Bei der weiteren Spurensuche im Netz entdeckte ich ein ungewöhnliches Buch, das hier zumindest eine Notiz wert ist, ohne dass ich es gelesen habe. „Mein bewegtes Leben als Industriemeister und Gastwirt“ von Roland Aichelberger. Im Haus seines Großvaters Ludwig mit seiner Mutter und älteren Schwester in Lienzingen und Illingen aufgewachsen, war das Leben von Roland Aichelberger bis zum Alter von 36 Jahren als gelernter Werkzeugmacher, Industriemeister und Gastwirt ohne gesundheitliche Einschränkungen verlaufen. Doch mit dem ersten Bandscheibenvorfall und der ersten Operation wurde er mit 37 Jahren aus dem Berufsleben herausgerissen (Books On Demand, 2019. ISBN: 97837448157).

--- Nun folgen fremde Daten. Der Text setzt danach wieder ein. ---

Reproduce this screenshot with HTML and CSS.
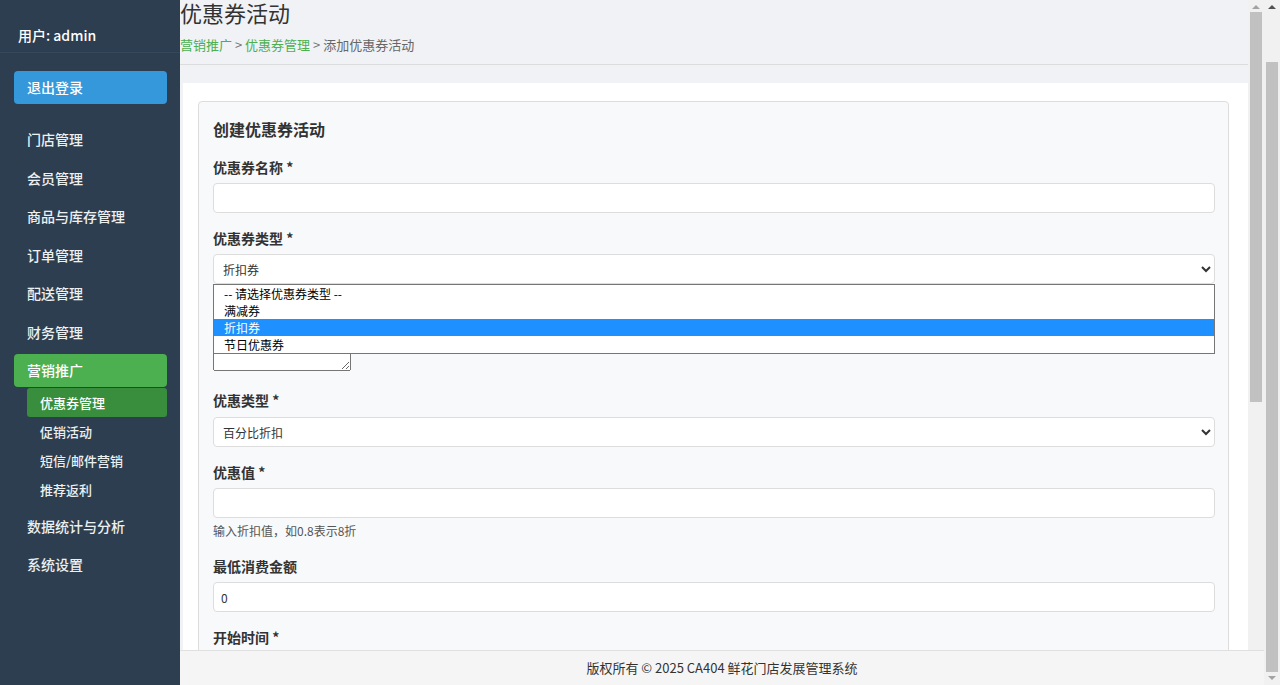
FILE: index.html
```html
<!DOCTYPE html>
<html lang="zh-CN">
<head>
    <meta charset="UTF-8">
    <meta name="viewport" content="width=device-width, initial-scale=1.0">
    <title>添加优惠券活动 - 鲜花门店发展管理系统</title>
    <link rel="stylesheet" href="styles.css">
</head>
<body>
    <div class="layout">
        <!-- 侧边栏 -->
        <aside class="sidebar">
            <div class="user-info">用户: admin</div>
            <a href="#" class="logout-btn">退出登录</a>
            <ul class="menu">
                <li><a href="#">门店管理</a></li>
                <li><a href="#">会员管理</a></li>
                <li><a href="#">商品与库存管理</a></li>
                <li><a href="#">订单管理</a></li>
                <li><a href="#">配送管理</a></li>
                <li><a href="#">财务管理</a></li>
                <li class="open">
                    <a href="#" class="active">营销推广</a>
                    <ul class="submenu">
                        <li><a href="#" class="active">优惠券管理</a></li>
                        <li><a href="#">促销活动</a></li>
                        <li><a href="#">短信/邮件营销</a></li>
                        <li><a href="#">推荐返利</a></li>
                    </ul>
                </li>
                <li><a href="#">数据统计与分析</a></li>
                <li><a href="#">系统设置</a></li>
            </ul>
        </aside>

        <!-- 主内容 -->
        <main class="main">
            <div class="page-header">
                <h1>优惠券活动</h1>
                <div class="breadcrumb">
                    <a href="#">营销推广</a> <span class="sep">&gt;</span>
                    <a href="#">优惠券管理</a> <span class="sep">&gt;</span>
                    <span>添加优惠券活动</span>
                </div>
            </div>

            <div class="content">
                <div class="card">
                    <h2>创建优惠券活动</h2>
                    <form>
                        <div class="form-group">
                            <label>优惠券名称 *</label>
                            <input type="text" class="form-control">
                        </div>
                        <div class="form-group has-dropdown">
                            <label>优惠券类型 *</label>
                            <select class="form-control">
                                <option>-- 请选择优惠券类型 --</option>
                                <option>满减券</option>
                                <option selected>折扣券</option>
                                <option>节日优惠券</option>
                            </select>
                            <!-- 展开的下拉列表 -->
                            <div class="dropdown-list">
                                <div class="dropdown-item">-- 请选择优惠券类型 --</div>
                                <div class="dropdown-item">满减券</div>
                                <div class="dropdown-item selected">折扣券</div>
                                <div class="dropdown-item">节日优惠券</div>
                            </div>
                        </div>
                        <div class="form-group desc-group">
                            <label>优惠券描述</label>
                            <textarea class="desc"></textarea>
                        </div>
                        <div class="form-group">
                            <label class="tall">优惠类型 *</label>
                            <select class="form-control">
                                <option>百分比折扣</option>
                                <option>固定金额</option>
                            </select>
                        </div>
                        <div class="form-group">
                            <label>优惠值 *</label>
                            <input type="text" class="form-control">
                            <div class="help">输入折扣值，如0.8表示8折</div>
                        </div>
                        <div class="form-group">
                            <label>最低消费金额</label>
                            <input type="text" class="form-control" value="0">
                        </div>
                        <div class="form-group">
                            <label>开始时间 *</label>
                            <input type="text" class="form-control">
                        </div>
                        <div class="form-group">
                            <label>结束时间 *</label>
                            <input type="text" class="form-control">
                        </div>
                        <div class="form-actions">
                            <button type="submit" class="btn btn-primary">保存</button>
                            <button type="button" class="btn">取消</button>
                        </div>
                    </form>
                </div>
            </div>
        </main>

        <!-- 滚动条 (内容区 / 页面) -->
        <div class="scrollbar inner">
            <span class="arrow up light"></span>
            <span class="thumb"></span>
        </div>
        <div class="scrollbar outer">
            <span class="arrow up"></span>
            <span class="thumb"></span>
            <span class="arrow down light"></span>
        </div>
    </div>

    <footer class="footer">版权所有 &copy; 2025 CA404 鲜花门店发展管理系统</footer>
</body>
</html>
```

FILE: styles.css
```css
body {
    margin: 0;
    padding: 0;
    height: 100vh;
    overflow: hidden;
    font-family: "Noto Sans CJK SC", "Noto Sans", sans-serif;
    font-size: 14px;
    color: #333;
    background-color: #f0f2f5;
}
a {
    text-decoration: none;
}
.layout {
    display: flex;
    height: 100vh;
}

/* 侧边栏 */
.sidebar {
    width: 180px;
    flex-shrink: 0;
    background-color: #2c3e50;
    color: #ffffff;
}
.user-info {
    padding: 25px 18px 7px;
    line-height: 20px;
    font-weight: 500;
    border-bottom: 1px solid #34495e;
}
.logout-btn {
    display: block;
    margin: 18px 13px 0 14px;
    height: 33px;
    line-height: 33px;
    padding-left: 13px;
    background-color: #3498db;
    color: #ffffff;
    border-radius: 4px;
    font-weight: 500;
}
.menu, .submenu {
    list-style: none;
    margin: 0;
    padding: 0;
}
.menu {
    margin-top: 19px;
}
.menu > li {
    margin-bottom: 5.5px;
}
.menu > li > a {
    display: block;
    margin: 0 13px 0 14px;
    height: 33px;
    line-height: 33px;
    padding-left: 13px;
    color: #ecf0f1;
    border-radius: 4px;
    font-weight: 500;
}
.menu > li > a.active {
    background-color: #4caf50;
    color: #ffffff;
}
.submenu {
    margin-top: 1px;
    margin-left: 27px;
    margin-right: 13px;
}
.submenu a {
    display: block;
    height: 29px;
    line-height: 29px;
    padding-left: 13px;
    font-size: 13px;
    color: #ecf0f1;
    font-weight: 500;
    border-radius: 3px;
}
.submenu a.active {
    background-color: #388e3c;
    color: #ffffff;
}

/* 主内容 */
.main {
    flex: 1;
    min-width: 0;
    overflow: hidden;
    background-color: #f0f2f5;
}
.page-header {
    padding: 0 0 9px;
    border-bottom: 1px solid #dcdcdc;
}
.page-header h1 {
    margin: 0;
    font-size: 22px;
    line-height: 24px;
    font-weight: normal;
    color: #333;
}
.breadcrumb {
    margin-top: 11px;
    font-size: 13px;
    line-height: 20px;
    color: #666;
}
.breadcrumb a {
    color: #4caf50;
}
.breadcrumb .sep {
    color: #777;
}
.content {
    margin: 18px 0 0 3px;
    padding: 18px 19px 60px 15px;
    background-color: #ffffff;
}
.card {
    background-color: #f8f9fa;
    border: 1px solid #dddddd;
    border-radius: 4px;
    padding: 16px 13px 20px 14px;
}
.card h2 {
    margin: 0 0 17px;
    font-size: 16px;
    line-height: 22px;
    font-weight: bold;
    color: #333;
}
.form-group {
    margin-bottom: 15px;
}
.form-group label {
    display: block;
    font-weight: bold;
    font-size: 14px;
    line-height: 20px;
    margin-bottom: 6px;
    color: #333;
}
.form-group label.tall {
    margin-bottom: 7px;
}
.form-control {
    display: block;
    width: 100%;
    box-sizing: border-box;
    height: 30px;
    padding: 0 7px;
    font-family: inherit;
    font-size: 12px;
    color: #333;
    background-color: #ffffff;
    border: 1px solid #dddddd;
    border-radius: 4px;
}
select.form-control {
    padding: 0 5px;
}
.help {
    margin-top: 5px;
    padding-bottom: 2px;
    font-size: 12px;
    line-height: 16px;
    color: #555;
}
.desc-group {
    padding-bottom: 4px;
}
.desc {
    display: block;
    width: 138px;
    height: 46px;
    box-sizing: border-box;
}
.has-dropdown {
    position: relative;
}
.dropdown-list {
    position: absolute;
    top: 100%;
    left: 0;
    right: 0;
    z-index: 5;
    background-color: #ffffff;
    border: 1px solid #767676;
    font-size: 12px;
    line-height: 17px;
    color: #000;
}
.dropdown-item {
    padding-left: 10px;
}
.dropdown-item.selected {
    background-color: #1e90ff;
    color: #ffffff;
}
.form-actions {
    display: flex;
    gap: 10px;
}
.btn {
    padding: 7px 18px;
    font-family: inherit;
    font-size: 14px;
    border: 1px solid #dddddd;
    border-radius: 4px;
    background-color: #ffffff;
    color: #333;
}
.btn-primary {
    background-color: #4caf50;
    border-color: #4caf50;
    color: #ffffff;
}

/* 滚动条 */
.scrollbar {
    width: 16px;
    flex-shrink: 0;
    display: flex;
    flex-direction: column;
    align-items: center;
    background-color: #f1f1f1;
}
.scrollbar .thumb {
    width: 12px;
    background-color: #c1c1c1;
}
.scrollbar .arrow {
    width: 0;
    height: 0;
    border-left: 4px solid transparent;
    border-right: 4px solid transparent;
}
.arrow.up {
    margin: 5px 0 3px;
    border-bottom: 4px solid #505050;
}
.arrow.down {
    margin: 4px 0 5px;
    border-top: 4px solid #505050;
}
.arrow.up.light {
    border-bottom-color: #a3a3a3;
}
.arrow.down.light {
    border-top-color: #a3a3a3;
}
.inner .thumb {
    height: 390px;
}
.outer .thumb {
    margin-top: 50px;
    flex: 1;
}

/* 页脚 */
.footer {
    position: fixed;
    left: 180px;
    right: 16px;
    bottom: 0;
    height: 34px;
    line-height: 34px;
    text-align: center;
    font-size: 13px;
    color: #333;
    background-color: #f5f5f5;
    border-top: 1px solid #e0e0e0;
    z-index: 10;
}
```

Einige Klicks zurück in meinem Blog. 2008 begann ich einen der Beiträge mit einem Zitat: Er kann schreiben und lesen, und scheint, seinem Gesicht nach, nicht dumm - und von guter robuster Schäferei Natur zu sein. So heißt es am 25. Juni 1785 in einem Rapport an Württembergs Herzog Carl Eugen über einen der Schäfer, vor denen mehr als 4000 unwägbare Kilometer lagen - ins spanische Segovia und zurück. Gallus aus Lienzingen sollte mit einem Kollegen und zwei Beamten Merinoböcke nach Württemberg holen, um der Wollqualität auf die Sprünge zu helfen. Am 10. September 1786 kehrte die Gruppe mit Gallus müde und abgekämpft zurück, stieß aber in Münsingen auf der rauhen Alb nicht gerade auf einen freundlichen Empfang durch ihre Kollegen. Eine interessante Geschichte - mit einem Schuss Lienzinger Lokalpatriotismus („Das goldene Vlies", von Manfred Reinhardt. 115 S., viele Abbildungen, Urkunden und Querverweise. ISBN: 3-939550-00-0. 16,90 Euro, erschien im Prologo-Verlag, Münsingen).